Saturday, 2 February 2019

Let's Brew - 1939 Whitbread Extra Stout

Like Barclay Perkins, Whitbread produced quite an array of Stouts. Extra Stout, judging by its name and strength, was designed to compete with Guinness. I’m also pretty sure that this was the Stout they exported to Belgium.

I say pretty sure. Replace that with totally sure. I remembered that I have photos detailing Whitbread’s Belgian trade. They exported three beers: Pale Ale, Extra Stout and – here’s the surprise – Double Brown.

From the specifications, Whitbread Extra Stout looks very much like it’s intended as a direct competitor to the Guinness beer of the same name. That had a very similar strength. And, despite being a beer often brewed in a foreign country, adhered to the final set of price restrictions from WW I by having an OG around 1050º.

Distinctive features are the short boil time – just 75 minutes – and Polish hops. Looking at historic UK beers you eventually come across every type of hop ever grown in the whole world.

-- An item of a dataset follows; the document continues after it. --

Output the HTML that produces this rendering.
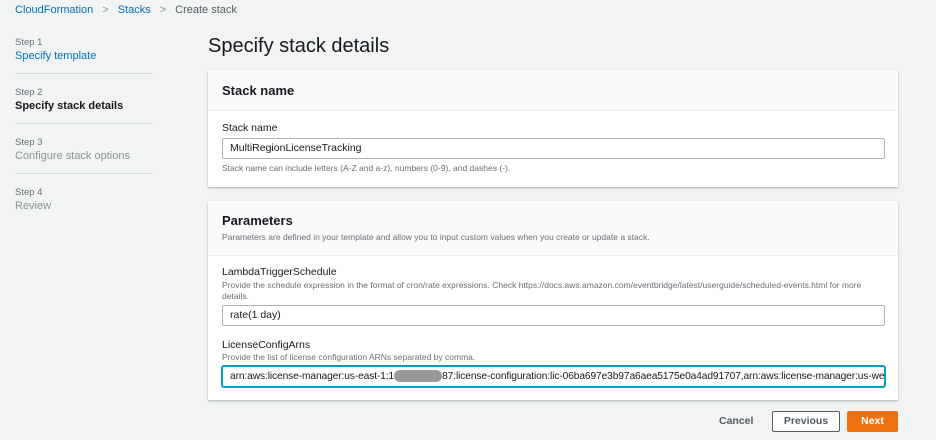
<!DOCTYPE html><html><head><style>
body{margin:0;width:936px;height:440px;background:#f2f3f3;font-family:"Liberation Sans",sans-serif;position:relative;overflow:hidden;color:#16191f}
.a{position:absolute;white-space:nowrap}
.lk{color:#0073bb}
.sm{font-size:9.5px;color:#687078}
.div{position:absolute;left:15px;width:138px;height:1px;background:#d5dbdb}
.panel{position:absolute;left:208px;width:690px;background:#fff;box-shadow:0 1px 2px rgba(0,28,36,.3)}
.hd{background:#fafafa;border-bottom:1px solid #eaeded}
.inp{position:absolute;left:222px;width:663px;height:21px;border:1px solid #aab7b8;border-radius:2px;background:#fff;font-size:10.5px;line-height:19px;padding-left:7px;box-sizing:border-box;overflow:hidden;white-space:nowrap}
.lbl{font-size:10.5px;color:#16191f}
.d{font-size:8.5px;color:#687078}
</style></head><body>
<div class="a" style="left:15px;top:4px;font-size:11px"><span class="lk">CloudFormation</span><span style="color:#879596;margin:0 9px">&gt;</span><span class="lk">Stacks</span><span style="color:#879596;margin:0 9px">&gt;</span><span style="color:#545b64">Create stack</span></div>
<div class="a sm" style="left:15px;top:37px">Step 1</div>
<div class="a lk" style="left:15px;top:50px;font-size:11px">Specify template</div>
<div class="div" style="top:73px"></div>
<div class="a sm" style="left:15px;top:87px">Step 2</div>
<div class="a" style="left:15px;top:100px;font-size:11px;font-weight:bold">Specify stack details</div>
<div class="div" style="top:123px"></div>
<div class="a sm" style="left:15px;top:137px">Step 3</div>
<div class="a" style="left:15px;top:150px;font-size:11px;color:#879596">Configure stack options</div>
<div class="div" style="top:173px"></div>
<div class="a sm" style="left:15px;top:187px">Step 4</div>
<div class="a" style="left:15px;top:200px;font-size:11px;color:#879596">Review</div>
<div class="a" style="left:208px;top:35px;font-size:20px">Specify stack details</div>

<div class="panel" style="top:70px;height:117px"><div class="hd" style="height:40px"></div></div>
<div class="a" style="left:222px;top:83px;font-size:13px;font-weight:bold">Stack name</div>
<div class="a lbl" style="left:222px;top:122px">Stack name</div>
<div class="inp" style="top:138px">MultiRegionLicenseTracking</div>
<div class="a d" style="left:222px;top:163px">Stack name can include letters (A-Z and a-z), numbers (0-9), and dashes (-).</div>

<div class="panel" style="top:201px;height:199px"><div class="hd" style="height:54px"></div></div>
<div class="a" style="left:222px;top:213px;font-size:13px;font-weight:bold">Parameters</div>
<div class="a d" style="left:222px;top:232px">Parameters are defined in your template and allow you to input custom values when you create or update a stack.</div>
<div class="a lbl" style="left:222px;top:266px">LambdaTriggerSchedule</div>
<div class="a d" style="left:222px;top:280px">Provide the schedule expression in the format of cron/rate expressions. Check https://docs.aws.amazon.com/eventbridge/latest/userguide/scheduled-events.html for more</div>
<div class="a d" style="left:222px;top:291px">details.</div>
<div class="inp" style="top:305px">rate(1 day)</div>
<div class="a lbl" style="left:222px;top:339px">LicenseConfigArns</div>
<div class="a d" style="left:222px;top:352px">Provide the list of license configuration ARNs separated by comma.</div>
<div class="inp" style="top:366px;border-color:#00a1c9;box-shadow:0 0 0 1px #00a1c9;font-size:10.2px;letter-spacing:-0.1px">arn:aws:license-manager:us-east-1:1<span style="display:inline-block;width:48px;height:12px;background:#999;border-radius:6px;vertical-align:middle"></span>87:license-configuration:lic-06ba697e3b97a6aea5175e0a4ad91707,arn:aws:license-manager:us-we</div>

<div class="a" style="left:719px;top:415px;font-size:10.5px;font-weight:bold;color:#545b64">Cancel</div>
<div class="a" style="left:772px;top:411px;width:66px;height:19px;border:1px solid #545b64;border-radius:2px;background:#fff;font-size:10.5px;font-weight:bold;color:#545b64;text-align:center;line-height:19px">Previous</div>
<div class="a" style="left:847px;top:411px;width:51px;height:21px;border-radius:2px;background:#ec7211;font-size:10.5px;font-weight:bold;color:#fff;text-align:center;line-height:21px">Next</div>
</body></html>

But Polish hops are pretty rare.


1939 Whitbread Extra Stout
pale malt 7.50 lb 59.10%
mild malt 1.50 lb 11.82%
brown malt 1.00 lb 7.88%
chocolate malt 1.00 lb 7.88%
flaked oats 0.19 lb 1.50%
No. 3 invert sugar 1.00 lb 7.88%
caramel 1000 SRM 0.50 lb 3.94%
Lublin 75 mins 1.00 oz
Fuggles 75 mins 0.50 oz
Goldings 30 mins 1.50 oz
OG 1055.5
FG 1017
ABV 5.09
Apparent attenuation 69.37%
IBU 32
SRM 48
Mash at 148º F
Sparge at 170º F
Boil time 75 minutes
pitching temp 62º F
Yeast Wyeast 1099 Whitbread Ale

3 comments:

Sean said...

Recommended for Invalids

qq said...

The Polish hops could have turned into German hops by the time this beer went on sale...

Lee Haseley said...

Does the small percentage of oats mean the usual?